* Exercise aim
The data below should be printed in full, exactly, and without any of its images.

* Source data

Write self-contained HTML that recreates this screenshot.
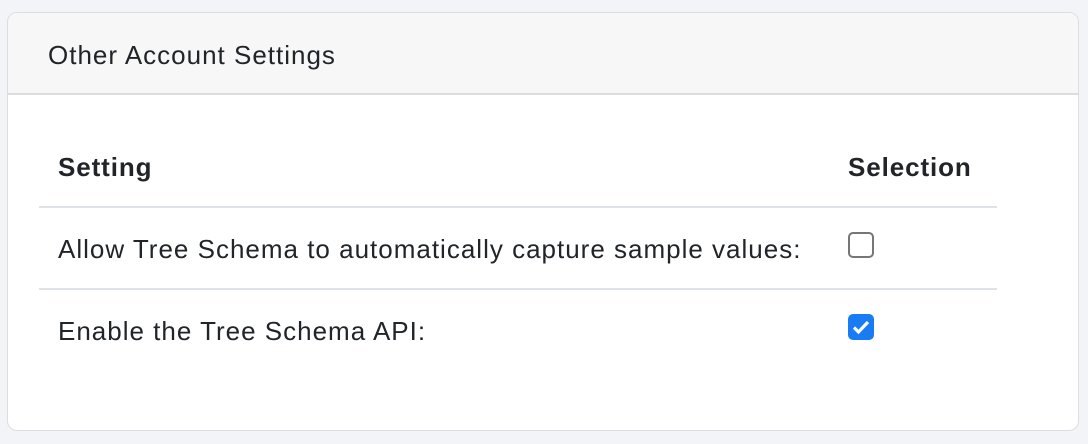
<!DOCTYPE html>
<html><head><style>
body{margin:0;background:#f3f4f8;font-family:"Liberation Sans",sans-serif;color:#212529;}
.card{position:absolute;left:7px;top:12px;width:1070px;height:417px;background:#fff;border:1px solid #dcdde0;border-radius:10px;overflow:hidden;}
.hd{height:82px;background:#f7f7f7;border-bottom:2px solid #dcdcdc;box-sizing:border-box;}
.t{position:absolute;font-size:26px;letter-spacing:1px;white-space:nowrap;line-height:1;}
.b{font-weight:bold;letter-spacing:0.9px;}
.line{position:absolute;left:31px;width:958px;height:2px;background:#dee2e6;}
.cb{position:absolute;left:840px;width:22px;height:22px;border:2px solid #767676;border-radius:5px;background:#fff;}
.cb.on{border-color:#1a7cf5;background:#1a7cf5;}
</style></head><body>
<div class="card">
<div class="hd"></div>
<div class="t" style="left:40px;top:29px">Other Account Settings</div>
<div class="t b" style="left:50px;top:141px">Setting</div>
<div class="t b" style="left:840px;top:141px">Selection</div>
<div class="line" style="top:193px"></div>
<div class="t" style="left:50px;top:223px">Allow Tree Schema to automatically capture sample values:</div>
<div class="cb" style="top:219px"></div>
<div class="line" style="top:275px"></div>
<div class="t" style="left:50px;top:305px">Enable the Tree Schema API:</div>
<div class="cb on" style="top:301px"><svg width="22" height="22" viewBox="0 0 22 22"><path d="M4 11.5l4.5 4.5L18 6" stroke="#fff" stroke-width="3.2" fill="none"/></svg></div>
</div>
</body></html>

* Problem solution
Write self-contained HTML that recreates this screenshot.
<!DOCTYPE html>
<html><head><style>
body{margin:0;background:#f3f4f8;font-family:"Liberation Sans",sans-serif;color:#212529;}
.card{position:absolute;left:7px;top:12px;width:1070px;height:417px;background:#fff;border:1px solid #dcdde0;border-radius:10px;overflow:hidden;}
.hd{height:82px;background:#f7f7f7;border-bottom:2px solid #dcdcdc;box-sizing:border-box;}
.t{position:absolute;font-size:26px;letter-spacing:1px;white-space:nowrap;line-height:1;}
.b{font-weight:bold;letter-spacing:0.9px;}
.line{position:absolute;left:31px;width:958px;height:2px;background:#dee2e6;}
.cb{position:absolute;left:840px;width:22px;height:22px;border:2px solid #767676;border-radius:5px;background:#fff;}
.cb.on{border-color:#1a7cf5;background:#1a7cf5;}
</style></head><body>
<div class="card">
<div class="hd"></div>
<div class="t" style="left:40px;top:29px">Other Account Settings</div>
<div class="t b" style="left:50px;top:141px">Setting</div>
<div class="t b" style="left:840px;top:141px">Selection</div>
<div class="line" style="top:193px"></div>
<div class="t" style="left:50px;top:223px">Allow Tree Schema to automatically capture sample values:</div>
<div class="cb" style="top:219px"></div>
<div class="line" style="top:275px"></div>
<div class="t" style="left:50px;top:305px">Enable the Tree Schema API:</div>
<div class="cb on" style="top:301px"><svg width="22" height="22" viewBox="0 0 22 22"><path d="M4 11.5l4.5 4.5L18 6" stroke="#fff" stroke-width="3.2" fill="none"/></svg></div>
</div>
</body></html>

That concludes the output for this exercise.